The focus is still and will always be on the bottom in DCPS. These kids who are 3+ grade levels will be the focus of all the resources and if anyone thinks that the middle school is going to miraculously offer any advance programming, I’ve got a bridge to sell you. I mean just look at JR and honors for all.
Get out of DCPS and their race to the bottom. End of story
It would likely improve the test scores and many people equate test scores with good schools. It might also lighten the load a bit for teachers -- it is extremely hard to prepare and plan for and instruct when the overwhelming majority of kids are coming behind grade level. Better scores and a better adult/teacher culture will attract more people and the school will then be deemed better.
This is so true. I wish we had better ways to talk about it. People have these very flat, unnuanced views about education because they don't understand these dynamics. So when we talk about "good schools" a lot to times we're just talking about schools where the majority of students have the resources at home to get good test scores. That's really what the tests ulimately measure.
My kid attends a Title 1 with about 70% at risk kids. The test scores are what people on DCUM would call "a failing school." A large percentage of students score between a 1 and a 3 on the PARCC. Lots of 1s. People see that and say "the school is failing."
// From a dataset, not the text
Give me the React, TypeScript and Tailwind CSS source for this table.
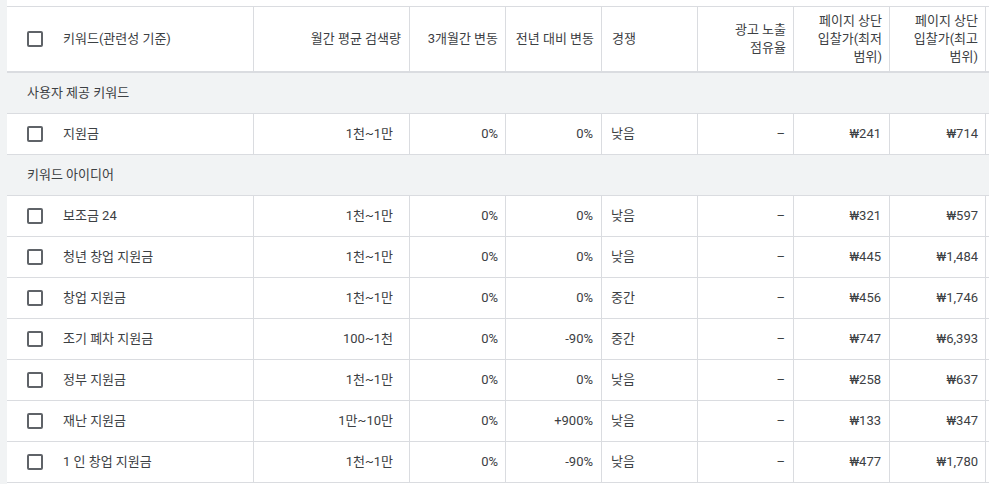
import React from "react";

type Row =
  | { kind: "group"; label: string }
  | { kind: "data"; cells: string[] };

const rows: Row[] = [
  { kind: "group", label: "사용자 제공 키워드" },
  { kind: "data", cells: ["지원금", "1천~1만", "0%", "0%", "낮음", "–", "₩241", "₩714"] },
  { kind: "group", label: "키워드 아이디어" },
  { kind: "data", cells: ["보조금 24", "1천~1만", "0%", "0%", "낮음", "–", "₩321", "₩597"] },
  { kind: "data", cells: ["청년 창업 지원금", "1천~1만", "0%", "0%", "낮음", "–", "₩445", "₩1,484"] },
  { kind: "data", cells: ["창업 지원금", "1천~1만", "0%", "0%", "중간", "–", "₩456", "₩1,746"] },
  { kind: "data", cells: ["조기 폐차 지원금", "100~1천", "0%", "-90%", "중간", "–", "₩747", "₩6,393"] },
  { kind: "data", cells: ["정부 지원금", "1천~1만", "0%", "0%", "낮음", "–", "₩258", "₩637"] },
  { kind: "data", cells: ["재난 지원금", "1만~10만", "0%", "+900%", "낮음", "–", "₩133", "₩347"] },
  { kind: "data", cells: ["1 인 창업 지원금", "1천~1만", "0%", "-90%", "낮음", "–", "₩477", "₩1,780"] },
];

function Checkbox() {
  return <div className="w-4 h-4 shrink-0 border-2 border-[#5f6368] rounded-[2px]" />;
}

const cell = "w-[96px] shrink-0 border-r border-[#dadce0] flex items-center";

export default function App() {
  return (
    <div
      className="w-[989px] h-[484px] overflow-hidden bg-[#f1f3f4] pl-[7px] flex text-[13px] text-[#3c4043]"
      style={{ fontFamily: "Roboto, 'Noto Sans CJK KR', 'Noto Sans', sans-serif" }}
    >
      <div className="flex-1 bg-white pt-[6px] overflow-hidden">
        <div className="w-[1200px] border-t border-[#dadce0]">
          {/* header */}
          <div className="flex h-[66px] border-b-2 border-[#dadce0] text-[#3c4043] leading-[18px]">
            <div className="w-[247px] shrink-0 border-r border-[#dadce0] flex items-center pl-[20px] gap-[20px]">
              <Checkbox />
              <span>키워드(관련성 기준)</span>
            </div>
            <div className="w-[156px] shrink-0 border-r border-[#dadce0] flex items-center justify-end pr-[8px]">
              월간 평균 검색량
            </div>
            <div className={`${cell} justify-end pr-[7px]`}>3개월간 변동</div>
            <div className={`${cell} justify-end pr-[7px]`}>전년 대비 변동</div>
            <div className={`${cell} pl-[10px]`}>경쟁</div>
            <div className={`${cell} justify-end pr-[7px] text-right`}>
              <span>
                광고 노출
                <br />
                점유율
              </span>
            </div>
            <div className={`${cell} justify-end pr-[7px] text-right`}>
              <span>
                페이지 상단
                <br />
                입찰가(최저
                <br />
                범위)
              </span>
            </div>
            <div className={`${cell} justify-end pr-[7px] text-right`}>
              <span>
                페이지 상단
                <br />
                입찰가(최고
                <br />
                범위)
              </span>
            </div>
            <div className={cell} />
          </div>
          {rows.map((r, i) =>
            r.kind === "group" ? (
              <div
                key={i}
                className="h-[41px] bg-[#f1f3f4] border-b border-[#dadce0] flex items-center pl-[20px]"
              >
                {r.label}
              </div>
            ) : (
              <div key={i} className="flex h-[41px] border-b border-[#dadce0]">
                <div className="w-[247px] shrink-0 border-r border-[#dadce0] flex items-center pl-[20px] gap-[20px]">
                  <Checkbox />
                  <span>{r.cells[0]}</span>
                </div>
                <div className="w-[156px] shrink-0 border-r border-[#dadce0] flex items-center justify-end pr-[16px]">
                  {r.cells[1]}
                </div>
                <div className={`${cell} justify-end pr-[7px]`}>{r.cells[2]}</div>
                <div className={`${cell} justify-end pr-[8px]`}>{r.cells[3]}</div>
                <div className={`${cell} pl-[9px]`}>{r.cells[4]}</div>
                <div className={`${cell} justify-end pr-[8px]`}>{r.cells[5]}</div>
                <div className={`${cell} justify-end pr-[8px]`}>{r.cells[6]}</div>
                <div className={`${cell} justify-end pr-[7px]`}>{r.cells[7]}</div>
                <div className={cell} />
              </div>
            )
          )}
        </div>
      </div>
    </div>
  );
}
At the school, everyone is aware of these test scores and there are efforts made to address them. But the school isn't failing. Not as a school and it's not failing the at risk kids. The school does so much for these kids. It helps them get fed, provides a safe place for them, provides tutoring and after school programming. The teachers are caring and patient and for many of these kids, their teachers may be one of the few caring, patient adults they interact with. The school is going above and beyond.
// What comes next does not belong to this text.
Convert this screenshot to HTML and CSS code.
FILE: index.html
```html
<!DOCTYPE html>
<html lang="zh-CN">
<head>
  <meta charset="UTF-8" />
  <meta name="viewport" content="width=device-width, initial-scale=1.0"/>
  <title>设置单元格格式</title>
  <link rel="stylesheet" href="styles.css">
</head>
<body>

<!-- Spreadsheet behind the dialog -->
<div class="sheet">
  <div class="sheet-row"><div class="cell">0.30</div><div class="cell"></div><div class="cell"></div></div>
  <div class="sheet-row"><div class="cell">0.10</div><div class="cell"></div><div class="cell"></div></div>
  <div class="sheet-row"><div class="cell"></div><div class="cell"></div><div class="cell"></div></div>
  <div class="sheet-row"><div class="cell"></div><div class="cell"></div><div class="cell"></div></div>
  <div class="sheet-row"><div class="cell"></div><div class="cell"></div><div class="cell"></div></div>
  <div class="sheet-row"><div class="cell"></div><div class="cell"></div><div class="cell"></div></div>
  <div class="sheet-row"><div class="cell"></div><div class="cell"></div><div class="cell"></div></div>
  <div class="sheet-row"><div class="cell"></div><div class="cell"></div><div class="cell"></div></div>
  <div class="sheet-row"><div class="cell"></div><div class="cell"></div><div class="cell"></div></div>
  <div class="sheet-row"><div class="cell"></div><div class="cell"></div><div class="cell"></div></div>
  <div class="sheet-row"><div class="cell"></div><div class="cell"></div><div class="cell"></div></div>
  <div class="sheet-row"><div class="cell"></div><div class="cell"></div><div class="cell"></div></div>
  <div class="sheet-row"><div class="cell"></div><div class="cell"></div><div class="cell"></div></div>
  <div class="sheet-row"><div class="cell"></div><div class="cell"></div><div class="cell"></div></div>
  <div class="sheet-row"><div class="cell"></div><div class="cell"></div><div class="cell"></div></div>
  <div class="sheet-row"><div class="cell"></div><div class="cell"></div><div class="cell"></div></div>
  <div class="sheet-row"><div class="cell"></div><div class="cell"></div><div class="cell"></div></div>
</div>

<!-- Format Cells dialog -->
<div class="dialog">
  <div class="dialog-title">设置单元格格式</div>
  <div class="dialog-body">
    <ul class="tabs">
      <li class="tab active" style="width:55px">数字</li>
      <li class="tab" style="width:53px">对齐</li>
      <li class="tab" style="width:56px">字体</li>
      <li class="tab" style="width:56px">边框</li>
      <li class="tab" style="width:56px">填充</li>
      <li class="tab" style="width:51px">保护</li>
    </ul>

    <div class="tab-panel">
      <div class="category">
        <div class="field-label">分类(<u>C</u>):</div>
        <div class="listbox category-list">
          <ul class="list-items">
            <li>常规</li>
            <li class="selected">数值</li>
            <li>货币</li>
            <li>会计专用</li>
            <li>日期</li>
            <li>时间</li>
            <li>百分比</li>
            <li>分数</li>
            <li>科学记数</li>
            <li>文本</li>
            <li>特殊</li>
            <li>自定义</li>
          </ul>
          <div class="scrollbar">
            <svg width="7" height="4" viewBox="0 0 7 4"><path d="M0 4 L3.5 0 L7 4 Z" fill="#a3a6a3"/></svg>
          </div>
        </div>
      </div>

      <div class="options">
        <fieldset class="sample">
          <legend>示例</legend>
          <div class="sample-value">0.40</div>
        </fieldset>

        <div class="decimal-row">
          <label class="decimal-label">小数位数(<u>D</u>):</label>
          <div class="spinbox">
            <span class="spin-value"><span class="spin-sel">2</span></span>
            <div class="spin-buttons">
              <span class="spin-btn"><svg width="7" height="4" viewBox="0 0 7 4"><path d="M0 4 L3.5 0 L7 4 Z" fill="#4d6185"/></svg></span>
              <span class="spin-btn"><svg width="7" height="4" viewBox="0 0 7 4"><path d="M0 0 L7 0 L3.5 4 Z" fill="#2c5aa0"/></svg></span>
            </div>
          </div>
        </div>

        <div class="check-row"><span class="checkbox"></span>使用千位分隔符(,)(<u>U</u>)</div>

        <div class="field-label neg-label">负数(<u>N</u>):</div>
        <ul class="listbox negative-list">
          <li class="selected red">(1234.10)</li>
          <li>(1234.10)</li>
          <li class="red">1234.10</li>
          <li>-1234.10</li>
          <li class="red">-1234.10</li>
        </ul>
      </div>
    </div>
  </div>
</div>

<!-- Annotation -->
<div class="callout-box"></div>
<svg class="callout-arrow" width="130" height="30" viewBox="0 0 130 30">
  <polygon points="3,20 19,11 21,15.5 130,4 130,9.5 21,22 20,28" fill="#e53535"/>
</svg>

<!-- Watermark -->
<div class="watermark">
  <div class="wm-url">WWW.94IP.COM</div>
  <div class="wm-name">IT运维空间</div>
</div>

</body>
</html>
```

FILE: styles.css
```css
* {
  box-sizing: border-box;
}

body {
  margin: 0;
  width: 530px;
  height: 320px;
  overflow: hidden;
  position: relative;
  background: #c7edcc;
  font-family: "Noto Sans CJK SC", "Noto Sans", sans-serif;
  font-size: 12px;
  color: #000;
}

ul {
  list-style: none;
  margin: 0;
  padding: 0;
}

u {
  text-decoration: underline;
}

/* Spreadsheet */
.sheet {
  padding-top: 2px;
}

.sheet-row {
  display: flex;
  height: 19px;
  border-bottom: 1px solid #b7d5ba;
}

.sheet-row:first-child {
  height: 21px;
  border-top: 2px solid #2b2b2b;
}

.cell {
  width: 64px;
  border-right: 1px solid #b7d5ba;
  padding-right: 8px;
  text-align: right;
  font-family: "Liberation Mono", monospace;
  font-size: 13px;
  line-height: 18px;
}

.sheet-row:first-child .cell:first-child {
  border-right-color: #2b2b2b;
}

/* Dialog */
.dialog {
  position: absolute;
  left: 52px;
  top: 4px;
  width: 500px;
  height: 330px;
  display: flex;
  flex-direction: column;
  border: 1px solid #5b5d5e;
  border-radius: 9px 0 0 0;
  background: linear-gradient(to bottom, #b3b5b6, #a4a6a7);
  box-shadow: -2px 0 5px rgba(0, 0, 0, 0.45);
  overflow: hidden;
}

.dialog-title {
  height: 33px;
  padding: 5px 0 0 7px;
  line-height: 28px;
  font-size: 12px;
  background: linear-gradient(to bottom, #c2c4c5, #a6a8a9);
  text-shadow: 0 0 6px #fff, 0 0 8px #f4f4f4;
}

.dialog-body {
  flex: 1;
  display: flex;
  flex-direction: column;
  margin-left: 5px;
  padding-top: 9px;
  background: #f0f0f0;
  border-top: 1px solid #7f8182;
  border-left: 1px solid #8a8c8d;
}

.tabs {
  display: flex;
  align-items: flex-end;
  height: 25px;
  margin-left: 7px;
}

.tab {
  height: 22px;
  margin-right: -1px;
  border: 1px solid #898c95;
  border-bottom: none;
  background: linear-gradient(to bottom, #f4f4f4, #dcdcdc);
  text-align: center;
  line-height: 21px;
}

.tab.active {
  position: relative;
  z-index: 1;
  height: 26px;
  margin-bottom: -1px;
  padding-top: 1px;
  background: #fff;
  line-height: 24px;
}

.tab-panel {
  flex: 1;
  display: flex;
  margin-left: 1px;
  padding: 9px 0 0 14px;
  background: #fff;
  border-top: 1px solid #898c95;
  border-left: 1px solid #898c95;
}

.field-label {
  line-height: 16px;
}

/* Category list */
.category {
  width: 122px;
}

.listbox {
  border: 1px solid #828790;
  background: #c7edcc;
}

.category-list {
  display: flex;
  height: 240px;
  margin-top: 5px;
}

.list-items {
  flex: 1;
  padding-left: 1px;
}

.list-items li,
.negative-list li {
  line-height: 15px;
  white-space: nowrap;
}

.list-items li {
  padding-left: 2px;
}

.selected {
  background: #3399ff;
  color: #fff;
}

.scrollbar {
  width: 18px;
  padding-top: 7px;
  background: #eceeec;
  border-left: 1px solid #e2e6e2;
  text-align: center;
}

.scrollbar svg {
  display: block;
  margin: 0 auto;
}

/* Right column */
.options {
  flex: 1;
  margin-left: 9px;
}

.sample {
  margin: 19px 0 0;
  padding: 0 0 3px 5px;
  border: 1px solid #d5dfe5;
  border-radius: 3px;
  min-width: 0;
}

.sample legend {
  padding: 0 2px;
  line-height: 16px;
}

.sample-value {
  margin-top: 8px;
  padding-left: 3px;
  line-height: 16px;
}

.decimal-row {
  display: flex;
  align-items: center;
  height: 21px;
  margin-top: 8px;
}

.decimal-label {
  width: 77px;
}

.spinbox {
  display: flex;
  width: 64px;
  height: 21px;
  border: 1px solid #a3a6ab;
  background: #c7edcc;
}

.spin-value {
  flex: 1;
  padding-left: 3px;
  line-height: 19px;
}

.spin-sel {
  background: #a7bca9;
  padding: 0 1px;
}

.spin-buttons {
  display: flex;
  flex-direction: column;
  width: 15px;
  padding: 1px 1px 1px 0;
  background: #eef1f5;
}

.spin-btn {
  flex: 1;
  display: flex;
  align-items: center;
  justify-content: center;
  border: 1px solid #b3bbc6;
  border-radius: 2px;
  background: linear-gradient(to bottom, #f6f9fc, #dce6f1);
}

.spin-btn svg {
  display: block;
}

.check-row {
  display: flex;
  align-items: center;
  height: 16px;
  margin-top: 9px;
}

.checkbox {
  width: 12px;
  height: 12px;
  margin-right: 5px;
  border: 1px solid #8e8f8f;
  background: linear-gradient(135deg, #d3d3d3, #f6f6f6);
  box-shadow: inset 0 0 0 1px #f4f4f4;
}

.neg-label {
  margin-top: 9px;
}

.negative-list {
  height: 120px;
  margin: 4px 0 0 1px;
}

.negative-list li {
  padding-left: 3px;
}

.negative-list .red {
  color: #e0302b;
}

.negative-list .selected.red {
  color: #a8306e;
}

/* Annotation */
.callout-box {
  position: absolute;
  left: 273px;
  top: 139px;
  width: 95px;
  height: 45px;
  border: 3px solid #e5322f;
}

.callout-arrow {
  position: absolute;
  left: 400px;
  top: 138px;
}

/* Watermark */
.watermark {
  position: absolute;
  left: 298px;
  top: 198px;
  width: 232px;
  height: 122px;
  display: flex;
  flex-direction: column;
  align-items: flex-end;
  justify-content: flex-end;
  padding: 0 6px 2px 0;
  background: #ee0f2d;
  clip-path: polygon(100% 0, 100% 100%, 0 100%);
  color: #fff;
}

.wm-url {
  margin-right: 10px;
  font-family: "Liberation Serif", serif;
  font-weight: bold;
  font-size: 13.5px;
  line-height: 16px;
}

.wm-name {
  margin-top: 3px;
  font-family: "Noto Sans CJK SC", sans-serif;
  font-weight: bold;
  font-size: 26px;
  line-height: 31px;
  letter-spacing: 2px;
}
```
The truth is that these kids simply do not have the resources to get high test scores. That is the conclusion I've come to after years of being at this school. Kids who are experiencing homelessness, parents in jail or prison, domestic violence, poverty and hunger, etc., are simply never going to get high test scores. On the pyramid of needs, they are still falling short on the first level of the pyramid. Perhaps occasionally a very gifted and motivated child with no learning disabilities at all and who has an unusual capacity for surviving trauma will break through and do very well on tests even though they have these issues. But that's a rare exception. Even with the school working very hard to help meet these kids' needs (physical, mental, social, academic), children in these situations are going to have, on average, low test scores. Period.
My own child is very bright but if she were experiencing the stuff these kids experience daily, she'd also have low test scores. She's a sensitive person who gets frightened easily, and when she has stress she stores it in her body and it takes work to help her let it go. If she were housing insecure, hungry every day, dealing with violence at home or a parent who was sick or just gone, she'd be getting 1s and 2s on PARCC. But she doesn't have any of that and she's super well supported at home. So she gets 4s and 5s.
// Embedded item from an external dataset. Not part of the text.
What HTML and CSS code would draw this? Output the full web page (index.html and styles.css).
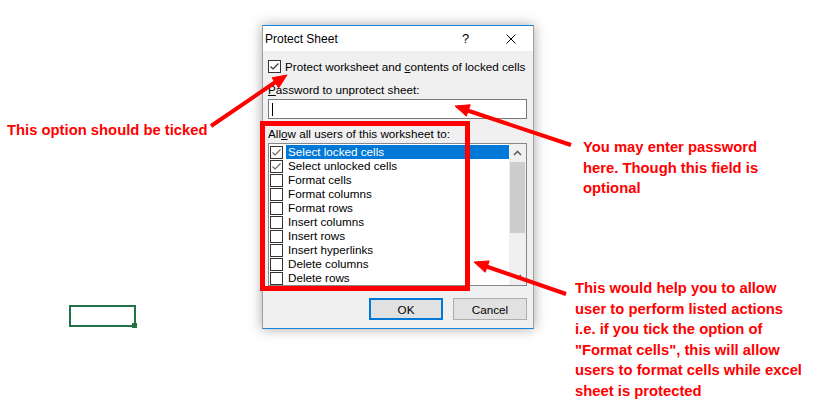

When I look at the test scores for our school, that's what I see. I can see the kids who are supported and well-resourced and those are our 4s and 5s. I can see the kids who have fewer resources but might not have active trauma, or may be more resilient generally but dealing with a lot of trauma. They get 3s and 4s. And then there are a lot of kids who are typical, great kids, have a ton of obstacles and very limited resources outsides school, and they get 1s and 2s. The scores reflect the home lives of the kids. The school itself is great, and I would venture to say that it does more and is more successful at what it does than your average school with a largely high-SES student population, but our school has to do so many things that schools with well-off kids never have to do. But all of this is invisible on the test scores. The test scores just tell you what percent of kids at our school have parents and families who can support them and provide what they need to be successful on tests.